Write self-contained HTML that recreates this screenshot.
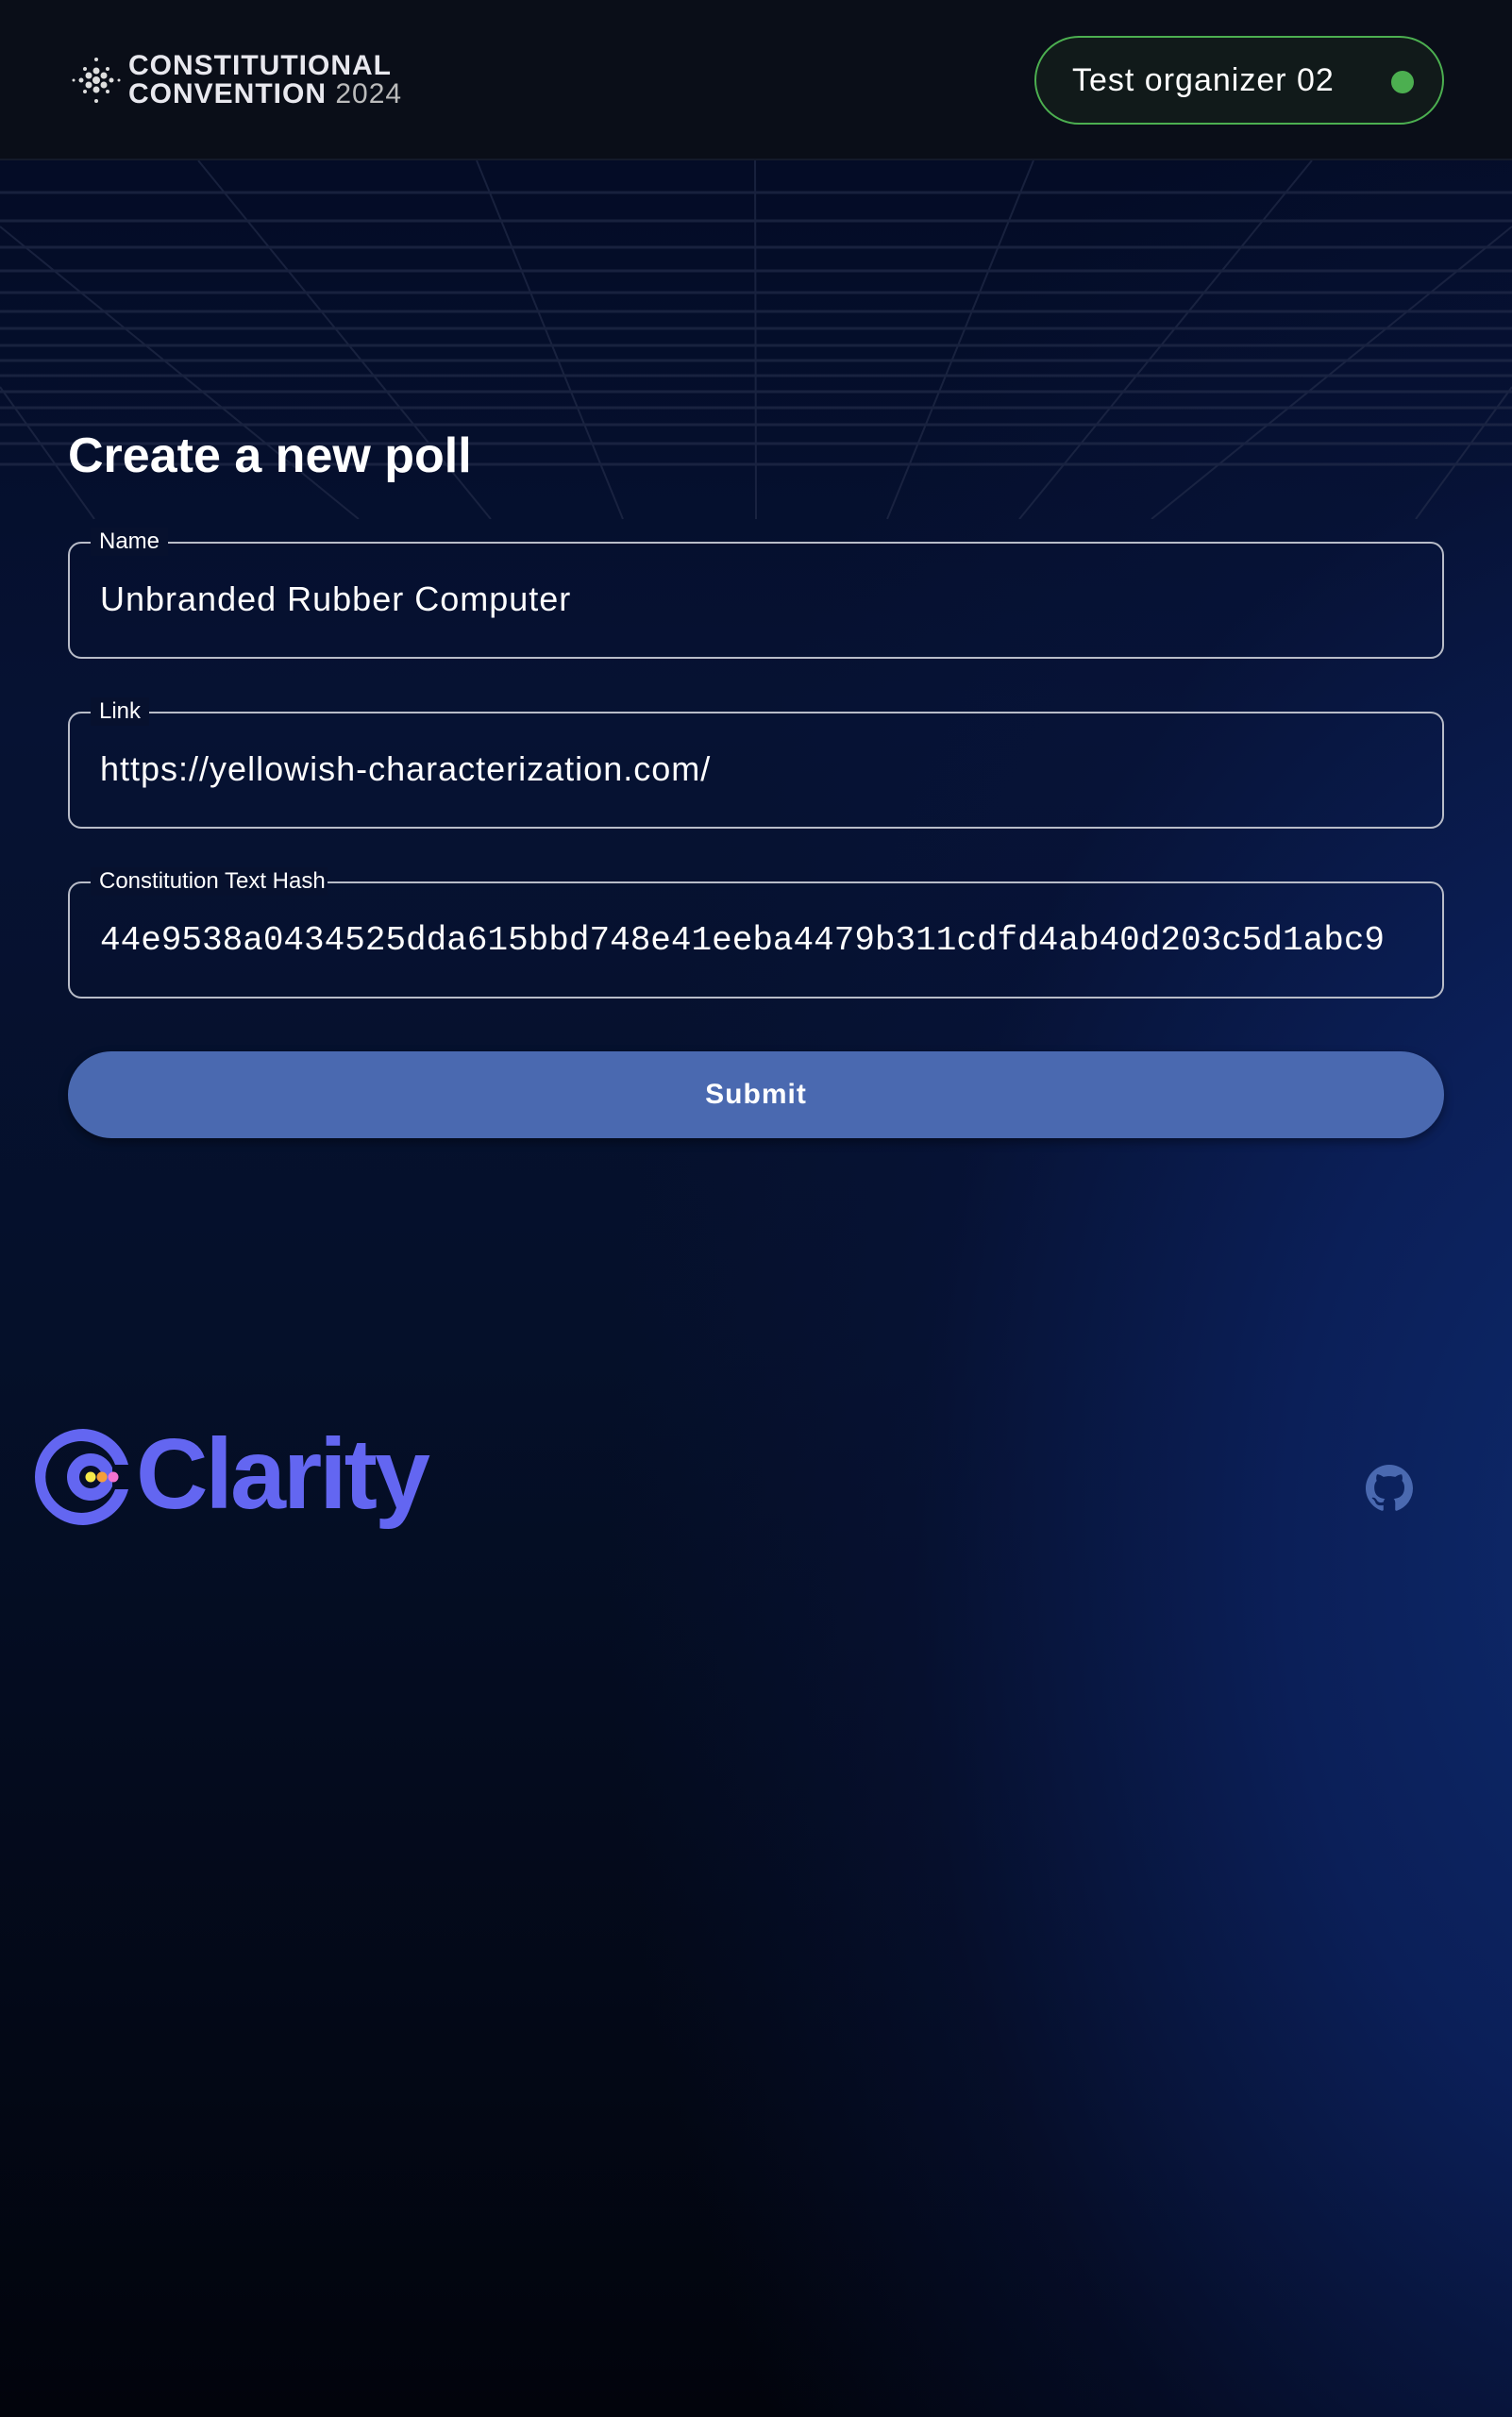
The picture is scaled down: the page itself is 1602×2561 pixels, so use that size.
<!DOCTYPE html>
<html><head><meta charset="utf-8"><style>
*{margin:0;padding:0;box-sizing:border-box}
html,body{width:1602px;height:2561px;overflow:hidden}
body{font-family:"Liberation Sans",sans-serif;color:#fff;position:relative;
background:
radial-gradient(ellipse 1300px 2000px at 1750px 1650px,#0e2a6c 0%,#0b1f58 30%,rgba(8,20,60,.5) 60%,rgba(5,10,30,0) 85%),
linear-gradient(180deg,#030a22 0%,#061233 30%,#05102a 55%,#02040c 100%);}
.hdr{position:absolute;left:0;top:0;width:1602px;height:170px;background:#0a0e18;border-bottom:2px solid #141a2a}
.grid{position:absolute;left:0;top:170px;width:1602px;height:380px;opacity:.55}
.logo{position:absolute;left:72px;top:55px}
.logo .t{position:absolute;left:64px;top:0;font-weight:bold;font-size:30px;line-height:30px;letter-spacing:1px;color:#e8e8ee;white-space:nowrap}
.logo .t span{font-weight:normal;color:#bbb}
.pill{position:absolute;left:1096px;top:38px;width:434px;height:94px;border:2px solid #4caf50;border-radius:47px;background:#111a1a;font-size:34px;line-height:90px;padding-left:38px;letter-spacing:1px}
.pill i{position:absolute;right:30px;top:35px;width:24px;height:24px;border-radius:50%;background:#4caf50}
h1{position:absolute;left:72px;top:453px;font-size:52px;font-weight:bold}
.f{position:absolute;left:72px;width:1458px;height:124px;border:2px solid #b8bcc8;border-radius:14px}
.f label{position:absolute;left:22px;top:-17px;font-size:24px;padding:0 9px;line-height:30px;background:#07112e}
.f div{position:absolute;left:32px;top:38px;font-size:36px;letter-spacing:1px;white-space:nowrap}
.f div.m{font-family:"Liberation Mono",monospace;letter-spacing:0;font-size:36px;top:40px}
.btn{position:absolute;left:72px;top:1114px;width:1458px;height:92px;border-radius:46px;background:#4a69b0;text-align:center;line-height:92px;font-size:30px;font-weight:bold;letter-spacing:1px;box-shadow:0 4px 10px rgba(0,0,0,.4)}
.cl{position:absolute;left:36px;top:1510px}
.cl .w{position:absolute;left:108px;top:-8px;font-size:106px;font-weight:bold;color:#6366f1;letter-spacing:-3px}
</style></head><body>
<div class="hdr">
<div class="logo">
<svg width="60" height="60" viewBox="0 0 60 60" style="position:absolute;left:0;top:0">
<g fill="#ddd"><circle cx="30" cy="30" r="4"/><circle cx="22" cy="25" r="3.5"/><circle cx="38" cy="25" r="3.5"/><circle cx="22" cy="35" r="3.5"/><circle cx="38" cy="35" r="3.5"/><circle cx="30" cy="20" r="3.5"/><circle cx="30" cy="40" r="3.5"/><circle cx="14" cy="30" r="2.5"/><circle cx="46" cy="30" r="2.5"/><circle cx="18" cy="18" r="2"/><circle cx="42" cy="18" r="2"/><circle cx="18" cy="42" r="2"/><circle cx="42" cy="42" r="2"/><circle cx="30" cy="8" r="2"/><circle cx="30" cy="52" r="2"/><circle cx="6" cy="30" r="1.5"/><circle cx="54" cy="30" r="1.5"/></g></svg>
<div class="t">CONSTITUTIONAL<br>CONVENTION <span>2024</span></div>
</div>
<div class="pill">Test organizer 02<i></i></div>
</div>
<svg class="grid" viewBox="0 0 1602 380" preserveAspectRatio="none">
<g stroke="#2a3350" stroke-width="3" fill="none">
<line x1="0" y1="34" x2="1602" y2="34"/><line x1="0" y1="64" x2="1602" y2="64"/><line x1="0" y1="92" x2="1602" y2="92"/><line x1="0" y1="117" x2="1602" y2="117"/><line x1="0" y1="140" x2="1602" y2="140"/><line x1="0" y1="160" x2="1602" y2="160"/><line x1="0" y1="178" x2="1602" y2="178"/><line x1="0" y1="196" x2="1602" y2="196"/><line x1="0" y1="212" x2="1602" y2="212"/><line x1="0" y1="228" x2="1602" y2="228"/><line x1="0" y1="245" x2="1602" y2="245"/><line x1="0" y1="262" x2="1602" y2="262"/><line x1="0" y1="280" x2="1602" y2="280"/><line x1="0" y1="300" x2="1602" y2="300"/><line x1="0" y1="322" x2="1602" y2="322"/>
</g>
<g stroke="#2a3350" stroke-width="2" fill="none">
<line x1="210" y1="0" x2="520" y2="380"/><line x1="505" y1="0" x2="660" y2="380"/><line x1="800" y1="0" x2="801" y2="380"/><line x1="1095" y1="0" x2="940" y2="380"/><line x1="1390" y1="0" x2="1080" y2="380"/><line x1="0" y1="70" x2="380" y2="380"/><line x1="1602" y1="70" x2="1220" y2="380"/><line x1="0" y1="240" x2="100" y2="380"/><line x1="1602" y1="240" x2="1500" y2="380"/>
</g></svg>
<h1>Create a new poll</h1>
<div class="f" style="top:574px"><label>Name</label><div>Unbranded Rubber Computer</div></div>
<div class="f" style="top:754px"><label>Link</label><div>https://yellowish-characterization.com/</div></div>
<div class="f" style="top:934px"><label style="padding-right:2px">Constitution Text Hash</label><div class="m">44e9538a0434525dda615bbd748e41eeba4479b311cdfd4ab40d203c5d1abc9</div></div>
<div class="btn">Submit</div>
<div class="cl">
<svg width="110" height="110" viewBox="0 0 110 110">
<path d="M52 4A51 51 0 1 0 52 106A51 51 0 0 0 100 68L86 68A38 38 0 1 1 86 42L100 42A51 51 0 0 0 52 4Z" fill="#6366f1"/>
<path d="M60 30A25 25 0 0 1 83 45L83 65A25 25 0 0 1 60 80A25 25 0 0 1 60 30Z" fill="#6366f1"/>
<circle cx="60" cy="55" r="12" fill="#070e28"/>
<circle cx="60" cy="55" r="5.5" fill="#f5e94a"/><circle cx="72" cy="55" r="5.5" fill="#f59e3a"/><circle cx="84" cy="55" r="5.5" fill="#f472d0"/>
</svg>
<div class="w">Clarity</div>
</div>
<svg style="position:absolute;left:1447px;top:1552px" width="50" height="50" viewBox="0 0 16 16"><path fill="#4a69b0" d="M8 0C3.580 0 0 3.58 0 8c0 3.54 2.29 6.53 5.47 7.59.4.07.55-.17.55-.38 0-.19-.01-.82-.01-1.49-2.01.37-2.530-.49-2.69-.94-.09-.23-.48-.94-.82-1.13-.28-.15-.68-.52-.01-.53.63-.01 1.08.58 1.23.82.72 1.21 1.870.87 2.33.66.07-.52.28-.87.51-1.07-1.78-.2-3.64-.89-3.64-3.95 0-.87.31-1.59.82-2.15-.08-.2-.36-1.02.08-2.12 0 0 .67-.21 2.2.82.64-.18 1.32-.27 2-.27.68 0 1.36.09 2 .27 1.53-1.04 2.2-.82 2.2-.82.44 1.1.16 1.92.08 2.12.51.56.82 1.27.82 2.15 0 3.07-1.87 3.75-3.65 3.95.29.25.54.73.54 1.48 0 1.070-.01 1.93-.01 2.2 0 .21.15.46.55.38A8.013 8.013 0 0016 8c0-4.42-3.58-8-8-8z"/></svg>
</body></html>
---
Set task → Write out every line above exactly as it is, leaving out the pictures.

Exercise response →
Write self-contained HTML that recreates this screenshot.
The picture is scaled down: the page itself is 1602×2561 pixels, so use that size.
<!DOCTYPE html>
<html><head><meta charset="utf-8"><style>
*{margin:0;padding:0;box-sizing:border-box}
html,body{width:1602px;height:2561px;overflow:hidden}
body{font-family:"Liberation Sans",sans-serif;color:#fff;position:relative;
background:
radial-gradient(ellipse 1300px 2000px at 1750px 1650px,#0e2a6c 0%,#0b1f58 30%,rgba(8,20,60,.5) 60%,rgba(5,10,30,0) 85%),
linear-gradient(180deg,#030a22 0%,#061233 30%,#05102a 55%,#02040c 100%);}
.hdr{position:absolute;left:0;top:0;width:1602px;height:170px;background:#0a0e18;border-bottom:2px solid #141a2a}
.grid{position:absolute;left:0;top:170px;width:1602px;height:380px;opacity:.55}
.logo{position:absolute;left:72px;top:55px}
.logo .t{position:absolute;left:64px;top:0;font-weight:bold;font-size:30px;line-height:30px;letter-spacing:1px;color:#e8e8ee;white-space:nowrap}
.logo .t span{font-weight:normal;color:#bbb}
.pill{position:absolute;left:1096px;top:38px;width:434px;height:94px;border:2px solid #4caf50;border-radius:47px;background:#111a1a;font-size:34px;line-height:90px;padding-left:38px;letter-spacing:1px}
.pill i{position:absolute;right:30px;top:35px;width:24px;height:24px;border-radius:50%;background:#4caf50}
h1{position:absolute;left:72px;top:453px;font-size:52px;font-weight:bold}
.f{position:absolute;left:72px;width:1458px;height:124px;border:2px solid #b8bcc8;border-radius:14px}
.f label{position:absolute;left:22px;top:-17px;font-size:24px;padding:0 9px;line-height:30px;background:#07112e}
.f div{position:absolute;left:32px;top:38px;font-size:36px;letter-spacing:1px;white-space:nowrap}
.f div.m{font-family:"Liberation Mono",monospace;letter-spacing:0;font-size:36px;top:40px}
.btn{position:absolute;left:72px;top:1114px;width:1458px;height:92px;border-radius:46px;background:#4a69b0;text-align:center;line-height:92px;font-size:30px;font-weight:bold;letter-spacing:1px;box-shadow:0 4px 10px rgba(0,0,0,.4)}
.cl{position:absolute;left:36px;top:1510px}
.cl .w{position:absolute;left:108px;top:-8px;font-size:106px;font-weight:bold;color:#6366f1;letter-spacing:-3px}
</style></head><body>
<div class="hdr">
<div class="logo">
<svg width="60" height="60" viewBox="0 0 60 60" style="position:absolute;left:0;top:0">
<g fill="#ddd"><circle cx="30" cy="30" r="4"/><circle cx="22" cy="25" r="3.5"/><circle cx="38" cy="25" r="3.5"/><circle cx="22" cy="35" r="3.5"/><circle cx="38" cy="35" r="3.5"/><circle cx="30" cy="20" r="3.5"/><circle cx="30" cy="40" r="3.5"/><circle cx="14" cy="30" r="2.5"/><circle cx="46" cy="30" r="2.5"/><circle cx="18" cy="18" r="2"/><circle cx="42" cy="18" r="2"/><circle cx="18" cy="42" r="2"/><circle cx="42" cy="42" r="2"/><circle cx="30" cy="8" r="2"/><circle cx="30" cy="52" r="2"/><circle cx="6" cy="30" r="1.5"/><circle cx="54" cy="30" r="1.5"/></g></svg>
<div class="t">CONSTITUTIONAL<br>CONVENTION <span>2024</span></div>
</div>
<div class="pill">Test organizer 02<i></i></div>
</div>
<svg class="grid" viewBox="0 0 1602 380" preserveAspectRatio="none">
<g stroke="#2a3350" stroke-width="3" fill="none">
<line x1="0" y1="34" x2="1602" y2="34"/><line x1="0" y1="64" x2="1602" y2="64"/><line x1="0" y1="92" x2="1602" y2="92"/><line x1="0" y1="117" x2="1602" y2="117"/><line x1="0" y1="140" x2="1602" y2="140"/><line x1="0" y1="160" x2="1602" y2="160"/><line x1="0" y1="178" x2="1602" y2="178"/><line x1="0" y1="196" x2="1602" y2="196"/><line x1="0" y1="212" x2="1602" y2="212"/><line x1="0" y1="228" x2="1602" y2="228"/><line x1="0" y1="245" x2="1602" y2="245"/><line x1="0" y1="262" x2="1602" y2="262"/><line x1="0" y1="280" x2="1602" y2="280"/><line x1="0" y1="300" x2="1602" y2="300"/><line x1="0" y1="322" x2="1602" y2="322"/>
</g>
<g stroke="#2a3350" stroke-width="2" fill="none">
<line x1="210" y1="0" x2="520" y2="380"/><line x1="505" y1="0" x2="660" y2="380"/><line x1="800" y1="0" x2="801" y2="380"/><line x1="1095" y1="0" x2="940" y2="380"/><line x1="1390" y1="0" x2="1080" y2="380"/><line x1="0" y1="70" x2="380" y2="380"/><line x1="1602" y1="70" x2="1220" y2="380"/><line x1="0" y1="240" x2="100" y2="380"/><line x1="1602" y1="240" x2="1500" y2="380"/>
</g></svg>
<h1>Create a new poll</h1>
<div class="f" style="top:574px"><label>Name</label><div>Unbranded Rubber Computer</div></div>
<div class="f" style="top:754px"><label>Link</label><div>https://yellowish-characterization.com/</div></div>
<div class="f" style="top:934px"><label style="padding-right:2px">Constitution Text Hash</label><div class="m">44e9538a0434525dda615bbd748e41eeba4479b311cdfd4ab40d203c5d1abc9</div></div>
<div class="btn">Submit</div>
<div class="cl">
<svg width="110" height="110" viewBox="0 0 110 110">
<path d="M52 4A51 51 0 1 0 52 106A51 51 0 0 0 100 68L86 68A38 38 0 1 1 86 42L100 42A51 51 0 0 0 52 4Z" fill="#6366f1"/>
<path d="M60 30A25 25 0 0 1 83 45L83 65A25 25 0 0 1 60 80A25 25 0 0 1 60 30Z" fill="#6366f1"/>
<circle cx="60" cy="55" r="12" fill="#070e28"/>
<circle cx="60" cy="55" r="5.5" fill="#f5e94a"/><circle cx="72" cy="55" r="5.5" fill="#f59e3a"/><circle cx="84" cy="55" r="5.5" fill="#f472d0"/>
</svg>
<div class="w">Clarity</div>
</div>
<svg style="position:absolute;left:1447px;top:1552px" width="50" height="50" viewBox="0 0 16 16"><path fill="#4a69b0" d="M8 0C3.580 0 0 3.58 0 8c0 3.54 2.29 6.53 5.47 7.59.4.07.55-.17.55-.38 0-.19-.01-.82-.01-1.49-2.01.37-2.530-.49-2.69-.94-.09-.23-.48-.94-.82-1.13-.28-.15-.68-.52-.01-.53.63-.01 1.08.58 1.23.82.72 1.21 1.870.87 2.33.66.07-.52.28-.87.51-1.07-1.78-.2-3.64-.89-3.64-3.95 0-.87.31-1.59.82-2.15-.08-.2-.36-1.02.08-2.12 0 0 .67-.21 2.2.82.64-.18 1.32-.27 2-.27.68 0 1.36.09 2 .27 1.53-1.04 2.2-.82 2.2-.82.44 1.1.16 1.92.08 2.12.51.56.82 1.27.82 2.15 0 3.07-1.87 3.75-3.65 3.95.29.25.54.73.54 1.48 0 1.070-.01 1.93-.01 2.2 0 .21.15.46.55.38A8.013 8.013 0 0016 8c0-4.42-3.58-8-8-8z"/></svg>
</body></html>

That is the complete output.